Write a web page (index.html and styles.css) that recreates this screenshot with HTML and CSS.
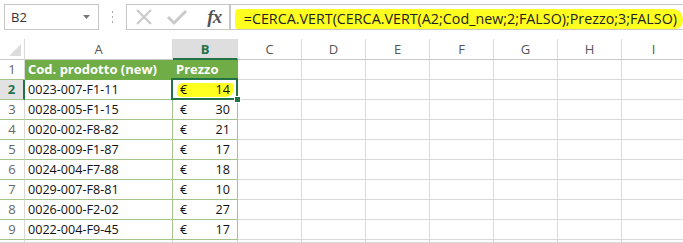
FILE: index.html
```html
<!DOCTYPE html>
<html>
<head>
  <meta charset="utf-8">
  <title>CERCA.VERT</title>
  <link rel="stylesheet" href="styles.css">
</head>
<body>
  <div class="bar">
    <div class="namebox">
      <span>B2</span>
      <svg class="drop" width="7" height="4" viewBox="0 0 7 4"><path d="M0 0h7L3.5 4z" fill="#777"/></svg>
    </div>
    <div class="grip"><i></i><i></i><i></i></div>
    <div class="btns">
      <svg width="22" height="20" viewBox="0 0 22 20"><path d="M4 3l14 14M18 3L4 17" stroke="#cacaca" stroke-width="2.2" fill="none"/></svg>
      <svg width="24" height="20" viewBox="0 0 24 20"><path d="M3 10l6 6L21 4" stroke="#cacaca" stroke-width="3" fill="none"/></svg>
      <span class="fx">fx</span>
    </div>
    <div class="formula"><span class="mark">=CERCA.VERT(CERCA.VERT(A2;Cod_new;2;FALSO);Prezzo;3;FALSO)</span></div>
  </div>

  <div class="sheet">
    <div class="ch corner"><span class="tri"></span></div>
    <div class="ch">A</div><div class="ch sel">B</div>
    <div class="ch">C</div><div class="ch">D</div><div class="ch">E</div><div class="ch">F</div><div class="ch">G</div><div class="ch">H</div><div class="ch">I</div>

    <div class="rh t">1</div>
    <div class="c t head">Cod. prodotto (new)</div><div class="c t head">Prezzo</div>
    <div class="c"></div><div class="c"></div><div class="c"></div><div class="c"></div><div class="c"></div><div class="c"></div><div class="c"></div>

    <div class="rh t sel">2</div>
    <div class="c t">0023-007-F1-11</div>
    <div class="c t money active"><span class="hl"></span><span>€</span><span>14</span></div>
    <div class="c"></div><div class="c"></div><div class="c"></div><div class="c"></div><div class="c"></div><div class="c"></div><div class="c"></div>

    <div class="rh t">3</div>
    <div class="c t">0028-005-F1-15</div><div class="c t money"><span>€</span><span>30</span></div>
    <div class="c"></div><div class="c"></div><div class="c"></div><div class="c"></div><div class="c"></div><div class="c"></div><div class="c"></div>

    <div class="rh t">4</div>
    <div class="c t">0020-002-F8-82</div><div class="c t money"><span>€</span><span>21</span></div>
    <div class="c"></div><div class="c"></div><div class="c"></div><div class="c"></div><div class="c"></div><div class="c"></div><div class="c"></div>

    <div class="rh t">5</div>
    <div class="c t">0028-009-F1-87</div><div class="c t money"><span>€</span><span>17</span></div>
    <div class="c"></div><div class="c"></div><div class="c"></div><div class="c"></div><div class="c"></div><div class="c"></div><div class="c"></div>

    <div class="rh t">6</div>
    <div class="c t">0024-004-F7-88</div><div class="c t money"><span>€</span><span>18</span></div>
    <div class="c"></div><div class="c"></div><div class="c"></div><div class="c"></div><div class="c"></div><div class="c"></div><div class="c"></div>

    <div class="rh t">7</div>
    <div class="c t">0029-007-F8-81</div><div class="c t money"><span>€</span><span>10</span></div>
    <div class="c"></div><div class="c"></div><div class="c"></div><div class="c"></div><div class="c"></div><div class="c"></div><div class="c"></div>

    <div class="rh t">8</div>
    <div class="c t">0026-000-F2-02</div><div class="c t money"><span>€</span><span>27</span></div>
    <div class="c"></div><div class="c"></div><div class="c"></div><div class="c"></div><div class="c"></div><div class="c"></div><div class="c"></div>

    <div class="rh t">9</div>
    <div class="c t">0022-004-F9-45</div><div class="c t money"><span>€</span><span>17</span></div>
    <div class="c"></div><div class="c"></div><div class="c"></div><div class="c"></div><div class="c"></div><div class="c"></div><div class="c"></div>

    <div class="rh"></div>
    <div class="c"></div><div class="c"></div>
    <div class="c"></div><div class="c"></div><div class="c"></div><div class="c"></div><div class="c"></div><div class="c"></div><div class="c"></div>
  </div>
</body>
</html>
```

FILE: styles.css
```css
html, body { margin:0; padding:0; background:#fff; }
body { width:683px; height:243px; overflow:hidden; font-family:"Open Sans", "Liberation Sans", sans-serif; }

/* formula bar */
.bar
{
  display:flex;
  align-items:flex-start;
  height:39px;
  padding:4px 0 0 4px;
  box-sizing:border-box;
}
.namebox
{
  width:102px;
  height:26px;
  box-sizing:border-box;
  border:1px solid #c6c6c6;
  display:flex;
  align-items:center;
  justify-content:space-between;
  padding:0 8px 0 6px;
  font-size:13px;
  color:#333;
}
.grip
{
  width:30px;
  height:26px;
  display:flex;
  flex-direction:column;
  align-items:center;
  justify-content:center;
  gap:3px;
}
.grip i { display:block; width:1px; height:2px; background:#aaa; }
.btns
{
  width:112px;
  height:26px;
  box-sizing:border-box;
  border:1px solid #c6c6c6;
  display:flex;
  align-items:center;
  padding:0 0 0 6px;
  gap:10px;
}
.fx
{
  font-family:"Liberation Serif", serif;
  font-style:italic;
  font-weight:bold;
  font-size:19px;
  color:#555;
  margin-left:8px;
  letter-spacing:-1px;
}
.formula
{
  flex:1;
  height:26px;
  box-sizing:border-box;
  border:1px solid #c6c6c6;
  border-right:none;
  padding:2px 0 0 4px;
}
.mark
{
  display:inline-block;
  background:#ffff20;
  border-radius:4px 10px 8px 3px;
  padding:0 6px 0 9px;
  height:20px;
  line-height:20px;
  font-size:14.3px;
  color:#222;
  white-space:nowrap;
}

/* grid */
.sheet
{
  display:grid;
  grid-template-columns:25px 148px 65px repeat(7, 64px);
  grid-template-rows:21px repeat(9, 20px) 3px;
  font-size:12.6px;
  color:#111;
}
.sheet > div
{
  box-sizing:border-box;
  border-right:1px solid #d9d9d9;
  border-bottom:1px solid #d9d9d9;
  white-space:nowrap;
  overflow:hidden;
}
.ch
{
  text-align:center;
  line-height:20px;
  font-size:13px;
  color:#555;
  border-bottom-color:#c8c8c8 !important;
}
.ch.sel
{
  background:#dedede;
  color:#217346;
  font-weight:bold;
  border-bottom:2px solid #217346 !important;
}
.corner { position:relative; }
.tri
{
  position:absolute;
  right:3px;
  bottom:3px;
  width:0;
  height:0;
  border-left:12px solid transparent;
  border-bottom:12px solid #dcdcdc;
}
.rh
{
  text-align:center;
  line-height:19px;
  font-size:13px;
  color:#666;
}
.rh.sel
{
  background:#e2e2e2;
  color:#217346;
  font-weight:bold;
  border-right:2px solid #217346 !important;
}
.c { padding:0 3px; line-height:19px; }
.sheet > .t { border-bottom-color:#a3c48a; }
.sheet > .c.t { border-right-color:#a3c48a; }
.head
{
  background:#70ad47;
  color:#fff;
  font-weight:bold;
  font-size:13px;
  border-bottom-color:#70ad47 !important;
  border-right-color:#70ad47 !important;
}
.money
{
  display:flex;
  justify-content:space-between;
  padding:0 7px 0 7px;
  position:relative;
}
.money span { position:relative; }
.sheet > .active { overflow:visible; z-index:3; }
.active::after
{
  content:"";
  position:absolute;
  left:-2px;
  top:-2px;
  right:-1px;
  bottom:-1px;
  border:2px solid #217346;
}
.active::before
{
  content:"";
  position:absolute;
  right:-4px;
  bottom:-4px;
  width:5px;
  height:5px;
  background:#217346;
  border:1px solid #fff;
  z-index:2;
}
.money .hl
{
  position:absolute;
  left:4px;
  right:3px;
  top:3px;
  bottom:2px;
  background:#ffff20;
  border-radius:6px 3px 8px 4px;
}
```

━━━━━━

TASK BRIEF: Write out the material above again, word for word, minus its pictures.

SOLUTION TO THE PROBLEM:
Write a web page (index.html and styles.css) that recreates this screenshot with HTML and CSS.
FILE: index.html
```html
<!DOCTYPE html>
<html>
<head>
  <meta charset="utf-8">
  <title>CERCA.VERT</title>
  <link rel="stylesheet" href="styles.css">
</head>
<body>
  <div class="bar">
    <div class="namebox">
      <span>B2</span>
      <svg class="drop" width="7" height="4" viewBox="0 0 7 4"><path d="M0 0h7L3.5 4z" fill="#777"/></svg>
    </div>
    <div class="grip"><i></i><i></i><i></i></div>
    <div class="btns">
      <svg width="22" height="20" viewBox="0 0 22 20"><path d="M4 3l14 14M18 3L4 17" stroke="#cacaca" stroke-width="2.2" fill="none"/></svg>
      <svg width="24" height="20" viewBox="0 0 24 20"><path d="M3 10l6 6L21 4" stroke="#cacaca" stroke-width="3" fill="none"/></svg>
      <span class="fx">fx</span>
    </div>
    <div class="formula"><span class="mark">=CERCA.VERT(CERCA.VERT(A2;Cod_new;2;FALSO);Prezzo;3;FALSO)</span></div>
  </div>

  <div class="sheet">
    <div class="ch corner"><span class="tri"></span></div>
    <div class="ch">A</div><div class="ch sel">B</div>
    <div class="ch">C</div><div class="ch">D</div><div class="ch">E</div><div class="ch">F</div><div class="ch">G</div><div class="ch">H</div><div class="ch">I</div>

    <div class="rh t">1</div>
    <div class="c t head">Cod. prodotto (new)</div><div class="c t head">Prezzo</div>
    <div class="c"></div><div class="c"></div><div class="c"></div><div class="c"></div><div class="c"></div><div class="c"></div><div class="c"></div>

    <div class="rh t sel">2</div>
    <div class="c t">0023-007-F1-11</div>
    <div class="c t money active"><span class="hl"></span><span>€</span><span>14</span></div>
    <div class="c"></div><div class="c"></div><div class="c"></div><div class="c"></div><div class="c"></div><div class="c"></div><div class="c"></div>

    <div class="rh t">3</div>
    <div class="c t">0028-005-F1-15</div><div class="c t money"><span>€</span><span>30</span></div>
    <div class="c"></div><div class="c"></div><div class="c"></div><div class="c"></div><div class="c"></div><div class="c"></div><div class="c"></div>

    <div class="rh t">4</div>
    <div class="c t">0020-002-F8-82</div><div class="c t money"><span>€</span><span>21</span></div>
    <div class="c"></div><div class="c"></div><div class="c"></div><div class="c"></div><div class="c"></div><div class="c"></div><div class="c"></div>

    <div class="rh t">5</div>
    <div class="c t">0028-009-F1-87</div><div class="c t money"><span>€</span><span>17</span></div>
    <div class="c"></div><div class="c"></div><div class="c"></div><div class="c"></div><div class="c"></div><div class="c"></div><div class="c"></div>

    <div class="rh t">6</div>
    <div class="c t">0024-004-F7-88</div><div class="c t money"><span>€</span><span>18</span></div>
    <div class="c"></div><div class="c"></div><div class="c"></div><div class="c"></div><div class="c"></div><div class="c"></div><div class="c"></div>

    <div class="rh t">7</div>
    <div class="c t">0029-007-F8-81</div><div class="c t money"><span>€</span><span>10</span></div>
    <div class="c"></div><div class="c"></div><div class="c"></div><div class="c"></div><div class="c"></div><div class="c"></div><div class="c"></div>

    <div class="rh t">8</div>
    <div class="c t">0026-000-F2-02</div><div class="c t money"><span>€</span><span>27</span></div>
    <div class="c"></div><div class="c"></div><div class="c"></div><div class="c"></div><div class="c"></div><div class="c"></div><div class="c"></div>

    <div class="rh t">9</div>
    <div class="c t">0022-004-F9-45</div><div class="c t money"><span>€</span><span>17</span></div>
    <div class="c"></div><div class="c"></div><div class="c"></div><div class="c"></div><div class="c"></div><div class="c"></div><div class="c"></div>

    <div class="rh"></div>
    <div class="c"></div><div class="c"></div>
    <div class="c"></div><div class="c"></div><div class="c"></div><div class="c"></div><div class="c"></div><div class="c"></div><div class="c"></div>
  </div>
</body>
</html>
```

FILE: styles.css
```css
html, body { margin:0; padding:0; background:#fff; }
body { width:683px; height:243px; overflow:hidden; font-family:"Open Sans", "Liberation Sans", sans-serif; }

/* formula bar */
.bar
{
  display:flex;
  align-items:flex-start;
  height:39px;
  padding:4px 0 0 4px;
  box-sizing:border-box;
}
.namebox
{
  width:102px;
  height:26px;
  box-sizing:border-box;
  border:1px solid #c6c6c6;
  display:flex;
  align-items:center;
  justify-content:space-between;
  padding:0 8px 0 6px;
  font-size:13px;
  color:#333;
}
.grip
{
  width:30px;
  height:26px;
  display:flex;
  flex-direction:column;
  align-items:center;
  justify-content:center;
  gap:3px;
}
.grip i { display:block; width:1px; height:2px; background:#aaa; }
.btns
{
  width:112px;
  height:26px;
  box-sizing:border-box;
  border:1px solid #c6c6c6;
  display:flex;
  align-items:center;
  padding:0 0 0 6px;
  gap:10px;
}
.fx
{
  font-family:"Liberation Serif", serif;
  font-style:italic;
  font-weight:bold;
  font-size:19px;
  color:#555;
  margin-left:8px;
  letter-spacing:-1px;
}
.formula
{
  flex:1;
  height:26px;
  box-sizing:border-box;
  border:1px solid #c6c6c6;
  border-right:none;
  padding:2px 0 0 4px;
}
.mark
{
  display:inline-block;
  background:#ffff20;
  border-radius:4px 10px 8px 3px;
  padding:0 6px 0 9px;
  height:20px;
  line-height:20px;
  font-size:14.3px;
  color:#222;
  white-space:nowrap;
}

/* grid */
.sheet
{
  display:grid;
  grid-template-columns:25px 148px 65px repeat(7, 64px);
  grid-template-rows:21px repeat(9, 20px) 3px;
  font-size:12.6px;
  color:#111;
}
.sheet > div
{
  box-sizing:border-box;
  border-right:1px solid #d9d9d9;
  border-bottom:1px solid #d9d9d9;
  white-space:nowrap;
  overflow:hidden;
}
.ch
{
  text-align:center;
  line-height:20px;
  font-size:13px;
  color:#555;
  border-bottom-color:#c8c8c8 !important;
}
.ch.sel
{
  background:#dedede;
  color:#217346;
  font-weight:bold;
  border-bottom:2px solid #217346 !important;
}
.corner { position:relative; }
.tri
{
  position:absolute;
  right:3px;
  bottom:3px;
  width:0;
  height:0;
  border-left:12px solid transparent;
  border-bottom:12px solid #dcdcdc;
}
.rh
{
  text-align:center;
  line-height:19px;
  font-size:13px;
  color:#666;
}
.rh.sel
{
  background:#e2e2e2;
  color:#217346;
  font-weight:bold;
  border-right:2px solid #217346 !important;
}
.c { padding:0 3px; line-height:19px; }
.sheet > .t { border-bottom-color:#a3c48a; }
.sheet > .c.t { border-right-color:#a3c48a; }
.head
{
  background:#70ad47;
  color:#fff;
  font-weight:bold;
  font-size:13px;
  border-bottom-color:#70ad47 !important;
  border-right-color:#70ad47 !important;
}
.money
{
  display:flex;
  justify-content:space-between;
  padding:0 7px 0 7px;
  position:relative;
}
.money span { position:relative; }
.sheet > .active { overflow:visible; z-index:3; }
.active::after
{
  content:"";
  position:absolute;
  left:-2px;
  top:-2px;
  right:-1px;
  bottom:-1px;
  border:2px solid #217346;
}
.active::before
{
  content:"";
  position:absolute;
  right:-4px;
  bottom:-4px;
  width:5px;
  height:5px;
  background:#217346;
  border:1px solid #fff;
  z-index:2;
}
.money .hl
{
  position:absolute;
  left:4px;
  right:3px;
  top:3px;
  bottom:2px;
  background:#ffff20;
  border-radius:6px 3px 8px 4px;
}
```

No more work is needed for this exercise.